The memory device can be used to store important or critical data in the computing device, and such data can be transferred between hosts associated with the computing device via the at least one expansion memory interface. However, as the size and amount of data stored by memory devices increases, transferring data to and from the host can become time consuming and resource intensive. For example, when a host performs a memory operation using a large data block request, the amount of time and/or the amount of resources consumed to request the request may increase in proportion to the size and/or amount of data associated with the data block.

These effects may become more pronounced as the storage capacity of the memory device increases, as more and more data is able to be stored by the memory device and thus available for use in memory operations. In addition, because data may be processed (e.g., memory operations may be performed on the data), as the amount of data that can be stored in a memory device increases, the amount of data that may be processed may also increase. This may result in increased processing time and/or increased consumption of processing resources, which may be compounded in the performance of certain types of memory operations. To alleviate these and other problems, embodiments herein may allow extended memory operations to be performed using a memory device, one or more compute blocks, and/or a memory array.

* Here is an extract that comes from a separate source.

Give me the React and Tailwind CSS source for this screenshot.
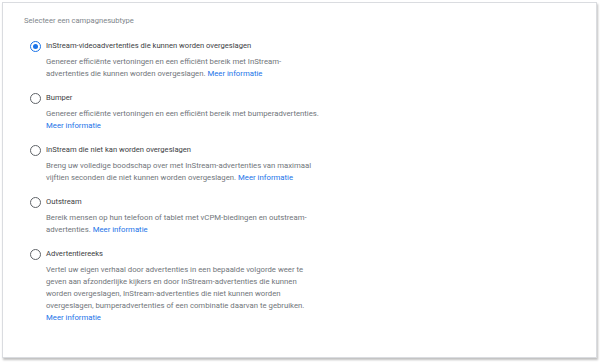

In some approaches, performing a memory operation may require multiple clock cycles and/or multiple function calls to a memory (e.g., a memory device and/or a memory array) of a computing system. In contrast, embodiments herein may allow for the performance of extended memory operations that utilize a single function call or command to perform the memory operation. For example, embodiments herein may allow memory operations to be performed using fewer function calls or commands than other methods, as compared to methods that utilize at least one command and/or function call to load data to be operated on and then utilize at least one subsequent function call or command to store the operated-on data. Further, a computing device of the computing system may receive a request to perform a memory operation via a first interface (e.g., a control network on a chip (NOC), a communications subsystem, etc.), and may receive a data block for performing the requested memory operation from a memory device via a second interface.

By reducing the number of function calls and/or commands used to perform a memory operation, the amount of time consumed to perform such operations and/or the amount of computing resources consumed to perform such operations may be reduced as compared to methods that require multiple function calls and/or commands to perform a memory operation. Moreover, embodiments herein can reduce movement of data within a memory device and/or a memory array, as data may not need to be loaded into a particular location prior to performing a memory operation. This may reduce processing time compared to some approaches, especially in situations where large amounts of data are subject to memory operations.

Furthermore, the extended memory operations described herein may allow for a much larger set of type fields than some approaches. For example, an instruction executed by a host to perform an operation using a data request in a memory device (e.g., a memory subsystem) may include a type, address, and data fields. The instructions may be sent to at least one of the plurality of computing devices via a first interface, such as a control Network On Chip (NOC), and the data may be transferred from the memory device via a second interface, such as a data Network On Chip (NOC). The type field may correspond to a particular operation being requested, the address may correspond to an address storing data to be used to perform the operation, and the data field may correspond to data (e.g., operands) to be used to perform the operation. In some approaches, the type field may be limited to different size reads and/or writes, as well as some simple integer accumulation operations. In contrast, embodiments herein may allow for a wider range of type fields to be utilized, as the effective address space available for use when performing extended memory operations may correspond to the size of the memory device. By extending the address space available for performing operations, embodiments herein may thus allow a wider range of type fields, and thus, a wider range of memory operations may be performed than in approaches that do not allow a busy effective address space as a memory device.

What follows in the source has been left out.